◆ Aim
Take the line containing "Recreate this image" as the first line and the line containing "const [text, setText]" as the last, and output that span verbatim without any images.

◆ Material for this task
------------------------------------------------
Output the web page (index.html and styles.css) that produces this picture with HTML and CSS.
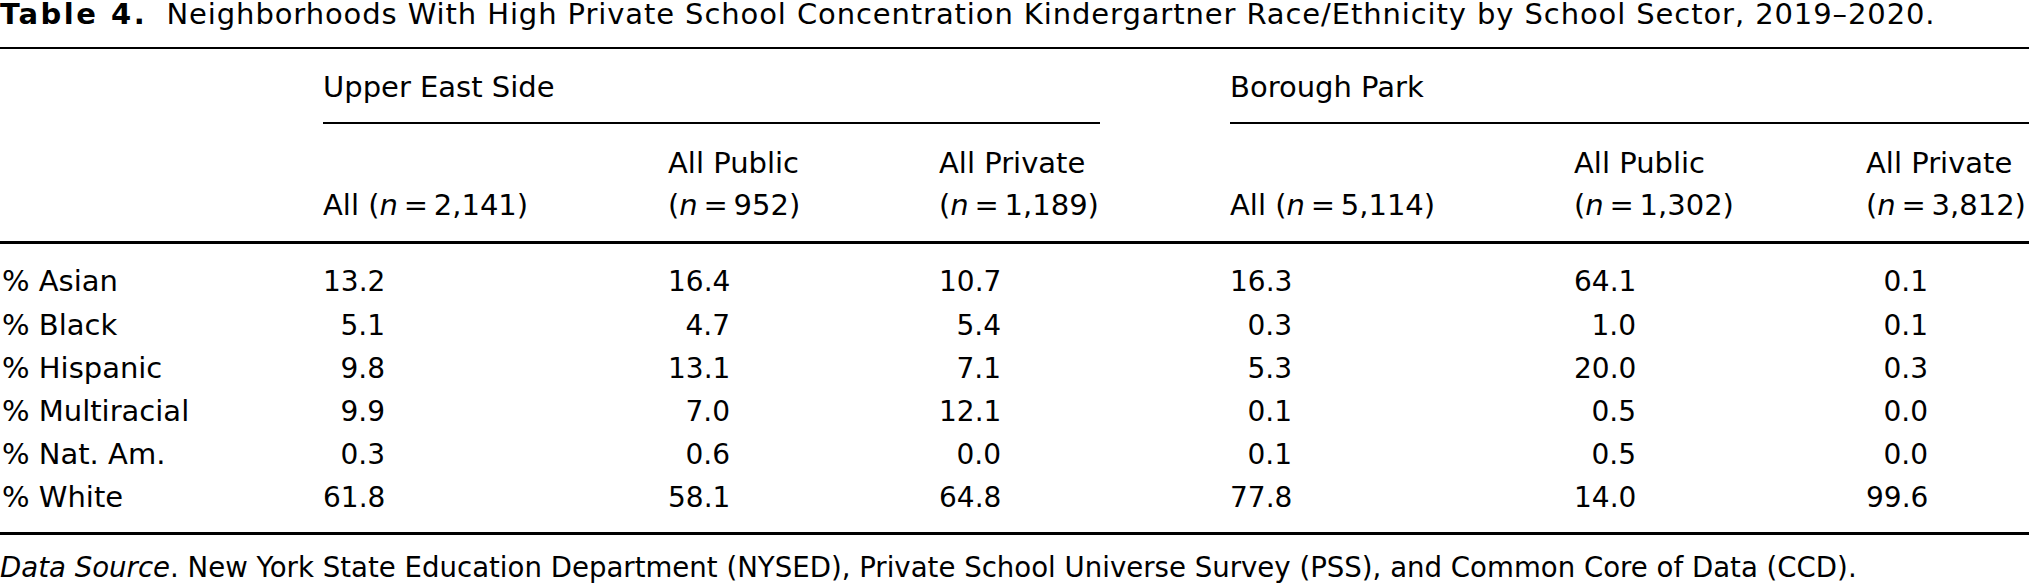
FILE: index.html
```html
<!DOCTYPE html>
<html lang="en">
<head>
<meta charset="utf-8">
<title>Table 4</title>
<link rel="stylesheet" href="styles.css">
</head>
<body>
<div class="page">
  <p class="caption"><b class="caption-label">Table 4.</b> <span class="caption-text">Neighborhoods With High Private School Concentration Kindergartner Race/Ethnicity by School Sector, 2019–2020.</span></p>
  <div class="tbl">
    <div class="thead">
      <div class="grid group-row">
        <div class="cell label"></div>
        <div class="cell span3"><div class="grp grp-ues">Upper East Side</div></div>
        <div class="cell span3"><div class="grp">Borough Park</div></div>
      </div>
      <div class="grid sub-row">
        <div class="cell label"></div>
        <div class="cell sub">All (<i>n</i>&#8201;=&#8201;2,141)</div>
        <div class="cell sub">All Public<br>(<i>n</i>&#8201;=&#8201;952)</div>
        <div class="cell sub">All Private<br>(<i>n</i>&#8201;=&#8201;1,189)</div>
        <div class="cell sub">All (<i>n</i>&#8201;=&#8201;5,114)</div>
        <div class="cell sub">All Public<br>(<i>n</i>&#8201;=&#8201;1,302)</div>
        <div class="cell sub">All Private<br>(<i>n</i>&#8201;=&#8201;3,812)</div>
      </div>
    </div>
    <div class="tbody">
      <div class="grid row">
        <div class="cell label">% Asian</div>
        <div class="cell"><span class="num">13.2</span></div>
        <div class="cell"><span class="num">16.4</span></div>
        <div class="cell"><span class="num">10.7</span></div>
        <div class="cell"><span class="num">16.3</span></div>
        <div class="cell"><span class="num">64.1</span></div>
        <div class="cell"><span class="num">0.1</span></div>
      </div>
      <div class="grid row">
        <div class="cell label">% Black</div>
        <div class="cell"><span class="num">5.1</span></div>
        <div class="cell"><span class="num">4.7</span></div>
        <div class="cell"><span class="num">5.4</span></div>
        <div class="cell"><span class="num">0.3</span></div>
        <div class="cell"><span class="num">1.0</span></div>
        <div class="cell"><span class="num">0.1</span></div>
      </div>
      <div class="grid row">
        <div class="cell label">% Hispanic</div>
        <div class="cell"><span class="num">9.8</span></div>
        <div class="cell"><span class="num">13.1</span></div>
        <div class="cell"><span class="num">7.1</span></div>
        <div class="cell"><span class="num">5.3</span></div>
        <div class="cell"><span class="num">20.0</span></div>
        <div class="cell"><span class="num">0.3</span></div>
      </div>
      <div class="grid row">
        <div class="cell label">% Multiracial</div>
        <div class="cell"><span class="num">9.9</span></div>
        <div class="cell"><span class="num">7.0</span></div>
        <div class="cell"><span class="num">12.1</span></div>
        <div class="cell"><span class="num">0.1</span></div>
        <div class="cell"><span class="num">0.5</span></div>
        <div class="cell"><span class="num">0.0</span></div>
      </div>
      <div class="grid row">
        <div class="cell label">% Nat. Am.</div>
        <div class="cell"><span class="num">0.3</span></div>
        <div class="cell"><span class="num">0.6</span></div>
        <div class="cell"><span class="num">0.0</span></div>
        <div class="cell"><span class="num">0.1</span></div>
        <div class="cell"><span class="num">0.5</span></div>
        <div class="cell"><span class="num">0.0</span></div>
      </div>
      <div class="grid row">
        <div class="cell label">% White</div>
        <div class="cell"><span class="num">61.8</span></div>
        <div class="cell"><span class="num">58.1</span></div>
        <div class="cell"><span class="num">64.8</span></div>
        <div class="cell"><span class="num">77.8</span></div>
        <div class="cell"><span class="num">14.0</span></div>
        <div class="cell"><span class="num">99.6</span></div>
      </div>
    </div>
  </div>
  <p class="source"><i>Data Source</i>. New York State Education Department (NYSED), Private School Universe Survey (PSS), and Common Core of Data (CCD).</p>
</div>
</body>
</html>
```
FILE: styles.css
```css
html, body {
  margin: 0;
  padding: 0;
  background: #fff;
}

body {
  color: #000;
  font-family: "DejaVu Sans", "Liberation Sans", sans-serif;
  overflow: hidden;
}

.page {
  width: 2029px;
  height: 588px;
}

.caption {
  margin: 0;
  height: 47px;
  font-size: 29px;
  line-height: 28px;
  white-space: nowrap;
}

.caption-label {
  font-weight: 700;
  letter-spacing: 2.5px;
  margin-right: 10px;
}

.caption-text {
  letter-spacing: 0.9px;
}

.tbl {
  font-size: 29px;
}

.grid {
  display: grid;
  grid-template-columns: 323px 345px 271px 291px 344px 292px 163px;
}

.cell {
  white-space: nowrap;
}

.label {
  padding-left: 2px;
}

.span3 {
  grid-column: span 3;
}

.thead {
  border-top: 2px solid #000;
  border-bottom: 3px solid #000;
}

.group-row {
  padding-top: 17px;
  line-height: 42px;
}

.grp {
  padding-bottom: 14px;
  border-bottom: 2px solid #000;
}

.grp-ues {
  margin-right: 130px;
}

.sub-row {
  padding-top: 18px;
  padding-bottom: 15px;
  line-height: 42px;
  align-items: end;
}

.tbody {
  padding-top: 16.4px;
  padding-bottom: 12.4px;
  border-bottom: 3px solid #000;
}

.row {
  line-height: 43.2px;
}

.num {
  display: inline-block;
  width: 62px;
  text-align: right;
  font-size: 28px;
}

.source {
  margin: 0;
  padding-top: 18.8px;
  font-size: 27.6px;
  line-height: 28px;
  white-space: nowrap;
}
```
------------------------------------------------
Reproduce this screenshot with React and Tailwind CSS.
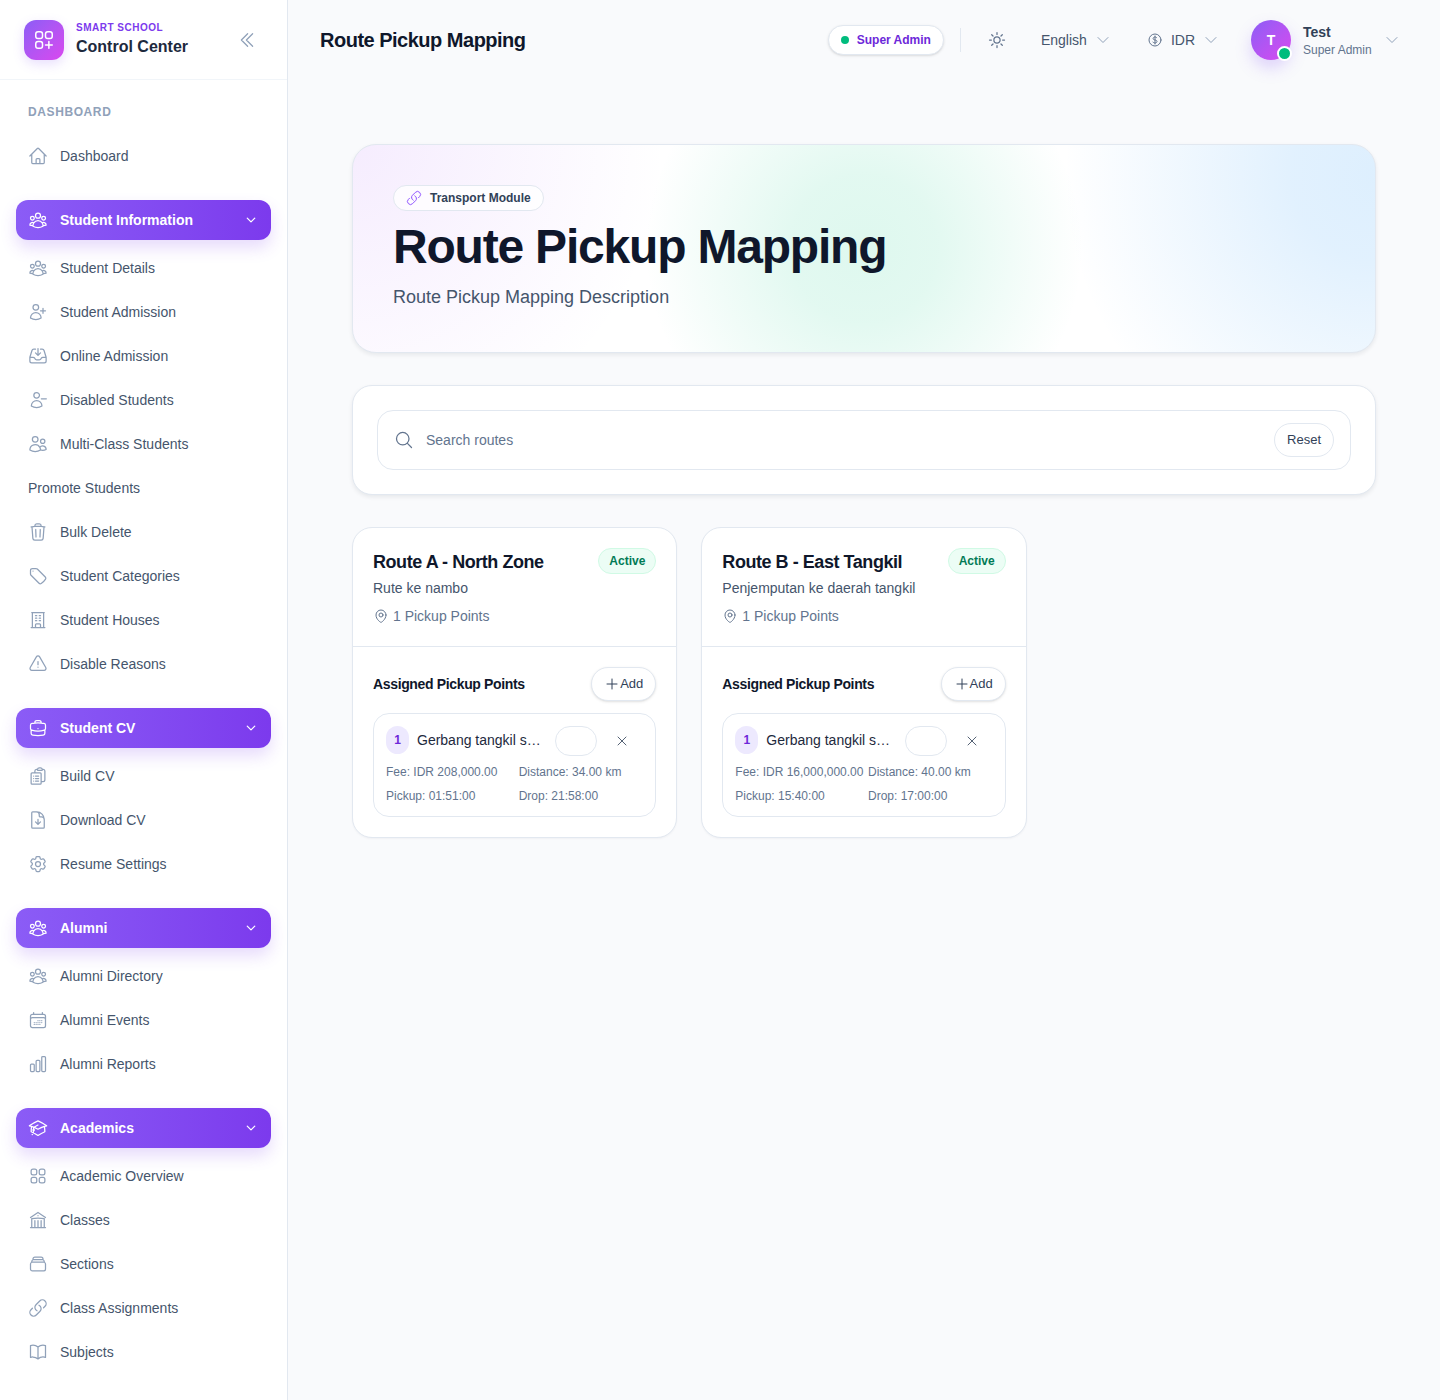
------------------------------------------------
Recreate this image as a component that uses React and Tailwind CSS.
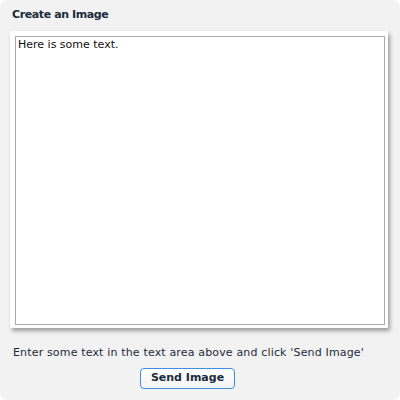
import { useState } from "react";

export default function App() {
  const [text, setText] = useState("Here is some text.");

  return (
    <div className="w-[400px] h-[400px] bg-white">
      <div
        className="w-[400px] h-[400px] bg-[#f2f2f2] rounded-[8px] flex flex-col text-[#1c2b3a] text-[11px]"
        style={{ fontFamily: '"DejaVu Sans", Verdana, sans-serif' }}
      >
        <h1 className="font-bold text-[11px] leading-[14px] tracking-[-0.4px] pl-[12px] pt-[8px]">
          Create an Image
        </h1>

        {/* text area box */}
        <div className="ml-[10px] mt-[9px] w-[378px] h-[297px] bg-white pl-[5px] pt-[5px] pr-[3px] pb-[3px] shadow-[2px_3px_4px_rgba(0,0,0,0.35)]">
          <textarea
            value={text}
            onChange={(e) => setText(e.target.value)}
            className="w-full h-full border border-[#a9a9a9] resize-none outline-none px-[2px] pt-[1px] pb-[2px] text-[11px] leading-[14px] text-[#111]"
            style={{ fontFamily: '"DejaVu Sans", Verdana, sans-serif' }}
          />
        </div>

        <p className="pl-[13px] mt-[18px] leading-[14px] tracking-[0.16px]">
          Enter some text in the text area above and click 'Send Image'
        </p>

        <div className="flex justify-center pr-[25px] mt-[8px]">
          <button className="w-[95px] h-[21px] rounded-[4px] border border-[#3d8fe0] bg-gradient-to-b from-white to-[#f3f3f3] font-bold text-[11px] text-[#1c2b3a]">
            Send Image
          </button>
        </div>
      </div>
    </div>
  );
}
------------------------------------------------
◆ Reply
Recreate this image as a component that uses React and Tailwind CSS.
import { useState } from "react";

export default function App() {
  const [text, setText] = useState("Here is some text.");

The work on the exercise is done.